His speech wasn’t just about his track record, he also showed his foreign policy chops—weighing in on how to handle threats to national security posed by ISIS and other terrorist groups.
"When you have an administration who doesn't take seriously those threats, who doesn't invest the resources needed to take those threats seriously, you open the door to chaos and that's something we all should have learned from 9-11," Walker said. "It's not a matter of if there will be attempts, it's a matter of when, and we need to be prepared.
The governor received a standing ovation—before jetting off to California, where he will deliver similar conservative-crowd pleasing remarks to the Freedom Partners Chamber of Commerce in Palm Springs alongside Sens.

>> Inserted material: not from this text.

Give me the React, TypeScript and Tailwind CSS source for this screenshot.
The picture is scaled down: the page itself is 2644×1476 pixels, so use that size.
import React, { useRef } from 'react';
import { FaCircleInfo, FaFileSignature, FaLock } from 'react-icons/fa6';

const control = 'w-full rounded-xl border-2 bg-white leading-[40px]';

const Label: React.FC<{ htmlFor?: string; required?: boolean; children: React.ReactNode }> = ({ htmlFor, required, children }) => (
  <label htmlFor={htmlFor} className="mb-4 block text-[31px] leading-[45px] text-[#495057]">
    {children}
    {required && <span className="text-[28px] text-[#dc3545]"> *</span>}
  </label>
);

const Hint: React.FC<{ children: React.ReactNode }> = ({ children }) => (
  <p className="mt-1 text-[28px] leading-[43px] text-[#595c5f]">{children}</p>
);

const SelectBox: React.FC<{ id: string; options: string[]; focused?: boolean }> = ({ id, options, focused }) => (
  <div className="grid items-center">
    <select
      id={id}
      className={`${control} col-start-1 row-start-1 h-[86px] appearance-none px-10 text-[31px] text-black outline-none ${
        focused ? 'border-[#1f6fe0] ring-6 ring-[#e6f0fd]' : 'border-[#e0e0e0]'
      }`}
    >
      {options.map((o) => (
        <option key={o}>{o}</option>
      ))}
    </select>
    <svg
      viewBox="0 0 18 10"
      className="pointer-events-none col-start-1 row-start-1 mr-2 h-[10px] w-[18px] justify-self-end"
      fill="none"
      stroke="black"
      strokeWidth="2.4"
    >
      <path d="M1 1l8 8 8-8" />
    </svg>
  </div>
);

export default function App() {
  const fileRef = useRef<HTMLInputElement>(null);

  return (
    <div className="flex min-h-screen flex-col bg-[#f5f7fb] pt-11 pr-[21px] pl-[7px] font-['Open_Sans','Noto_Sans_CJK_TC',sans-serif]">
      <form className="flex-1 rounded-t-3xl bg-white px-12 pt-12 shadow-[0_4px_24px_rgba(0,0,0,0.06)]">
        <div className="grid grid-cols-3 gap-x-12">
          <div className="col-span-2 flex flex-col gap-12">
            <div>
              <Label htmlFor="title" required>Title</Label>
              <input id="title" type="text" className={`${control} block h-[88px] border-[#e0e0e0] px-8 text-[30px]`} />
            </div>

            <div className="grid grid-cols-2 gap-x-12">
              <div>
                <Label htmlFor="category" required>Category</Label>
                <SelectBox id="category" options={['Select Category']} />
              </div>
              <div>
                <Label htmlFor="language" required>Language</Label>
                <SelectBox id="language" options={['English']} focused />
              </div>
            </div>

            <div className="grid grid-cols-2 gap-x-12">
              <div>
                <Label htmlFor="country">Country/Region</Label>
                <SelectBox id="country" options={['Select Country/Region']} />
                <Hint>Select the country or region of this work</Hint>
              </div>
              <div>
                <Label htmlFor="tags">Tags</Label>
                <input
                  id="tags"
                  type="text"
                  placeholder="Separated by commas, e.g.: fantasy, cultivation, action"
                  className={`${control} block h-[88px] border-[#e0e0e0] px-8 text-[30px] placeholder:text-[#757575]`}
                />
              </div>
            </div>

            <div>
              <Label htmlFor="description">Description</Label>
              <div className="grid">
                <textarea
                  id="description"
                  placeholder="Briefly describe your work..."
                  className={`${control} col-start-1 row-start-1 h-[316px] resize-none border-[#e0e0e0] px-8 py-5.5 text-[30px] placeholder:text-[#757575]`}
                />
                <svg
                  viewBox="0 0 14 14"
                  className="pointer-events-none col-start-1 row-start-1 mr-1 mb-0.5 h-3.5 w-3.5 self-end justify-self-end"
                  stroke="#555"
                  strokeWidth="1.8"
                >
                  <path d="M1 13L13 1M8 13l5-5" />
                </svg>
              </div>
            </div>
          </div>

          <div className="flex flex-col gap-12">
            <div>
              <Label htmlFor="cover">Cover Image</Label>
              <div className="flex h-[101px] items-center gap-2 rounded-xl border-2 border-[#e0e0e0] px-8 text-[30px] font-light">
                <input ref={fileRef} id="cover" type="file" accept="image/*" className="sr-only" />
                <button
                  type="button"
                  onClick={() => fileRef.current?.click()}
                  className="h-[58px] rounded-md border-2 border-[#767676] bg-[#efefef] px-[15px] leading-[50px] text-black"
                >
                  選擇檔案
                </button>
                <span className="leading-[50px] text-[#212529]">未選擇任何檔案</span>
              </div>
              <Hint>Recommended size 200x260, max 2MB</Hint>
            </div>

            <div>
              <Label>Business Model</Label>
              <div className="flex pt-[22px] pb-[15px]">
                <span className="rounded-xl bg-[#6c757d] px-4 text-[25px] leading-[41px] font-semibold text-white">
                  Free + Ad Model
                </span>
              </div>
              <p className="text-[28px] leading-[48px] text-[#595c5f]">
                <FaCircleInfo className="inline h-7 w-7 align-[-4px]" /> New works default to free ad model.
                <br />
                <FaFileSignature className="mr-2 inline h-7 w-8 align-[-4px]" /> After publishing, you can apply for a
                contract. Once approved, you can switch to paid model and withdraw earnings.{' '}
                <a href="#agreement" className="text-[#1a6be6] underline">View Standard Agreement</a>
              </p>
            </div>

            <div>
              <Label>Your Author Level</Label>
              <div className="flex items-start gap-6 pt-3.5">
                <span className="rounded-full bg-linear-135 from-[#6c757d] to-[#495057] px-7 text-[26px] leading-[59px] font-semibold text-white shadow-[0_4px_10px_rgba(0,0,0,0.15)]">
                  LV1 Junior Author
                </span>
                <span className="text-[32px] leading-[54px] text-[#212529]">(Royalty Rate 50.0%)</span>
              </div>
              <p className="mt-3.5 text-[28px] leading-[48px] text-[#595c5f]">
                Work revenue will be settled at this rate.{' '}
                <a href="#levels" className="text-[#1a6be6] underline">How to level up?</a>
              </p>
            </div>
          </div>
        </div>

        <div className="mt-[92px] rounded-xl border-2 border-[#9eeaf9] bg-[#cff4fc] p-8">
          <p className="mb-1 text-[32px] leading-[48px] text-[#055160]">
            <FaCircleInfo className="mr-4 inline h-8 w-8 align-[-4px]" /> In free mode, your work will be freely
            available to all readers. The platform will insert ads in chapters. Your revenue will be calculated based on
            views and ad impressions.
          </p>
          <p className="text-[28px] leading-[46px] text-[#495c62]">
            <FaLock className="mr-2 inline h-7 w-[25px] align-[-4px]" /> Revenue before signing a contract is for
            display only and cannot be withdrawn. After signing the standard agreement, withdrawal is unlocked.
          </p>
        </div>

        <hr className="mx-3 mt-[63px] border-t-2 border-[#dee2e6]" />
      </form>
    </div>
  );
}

Ted Cruz (R-FL) Rand Paul (R-KY) and Marco Rubio (R-FL) all of whom have hinted at having eyes on the White House.
Walker has previously been mentioned as a potential presidential contender in 2016, but he hasn’t given much indication of his future plans. However, now his speeches and schedule suggest that an official announcement could be imminent.

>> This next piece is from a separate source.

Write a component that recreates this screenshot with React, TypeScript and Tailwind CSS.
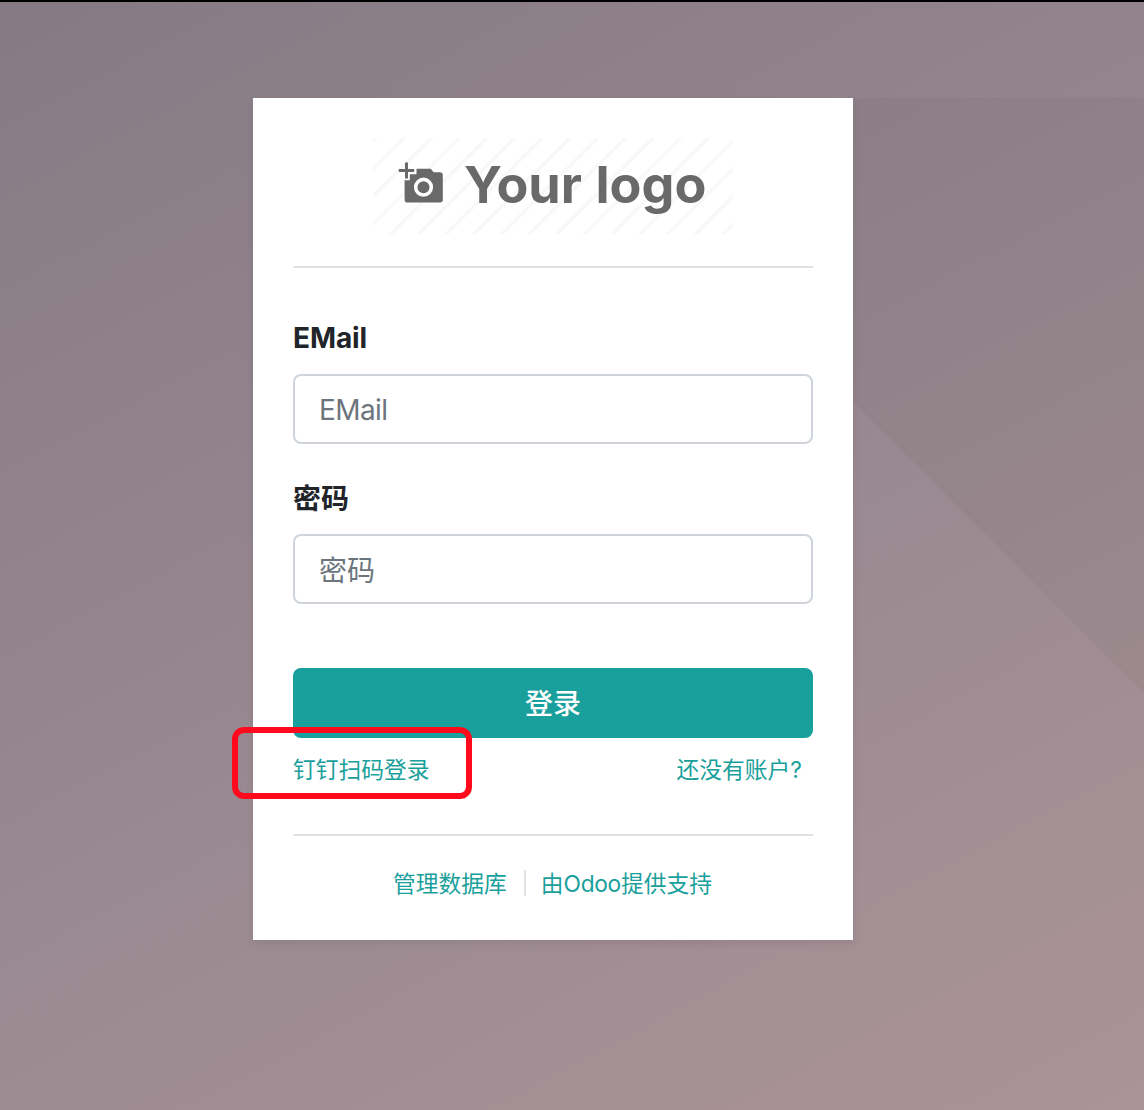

Next month, for example, the Wisconsin governor will speak at the Conservative Political Action Conference in Washington, D.C. before heading to New Hampshire to address the New Hampshire Republican Committee.
Meanwhile, other presidential hopefuls spoke at the summit in Iowa including New Jersey Gov. Chris Christie, Sen. Ted Cruz (R-TX) former U.S. Sen. Rick Santorum (R-PA) and former Arkansas Gov. Mike Huckabee. However, Walker seemed to be the crowd favorite—receiving a standing ovation. He ended his speech promising "to come back many more times in the future.”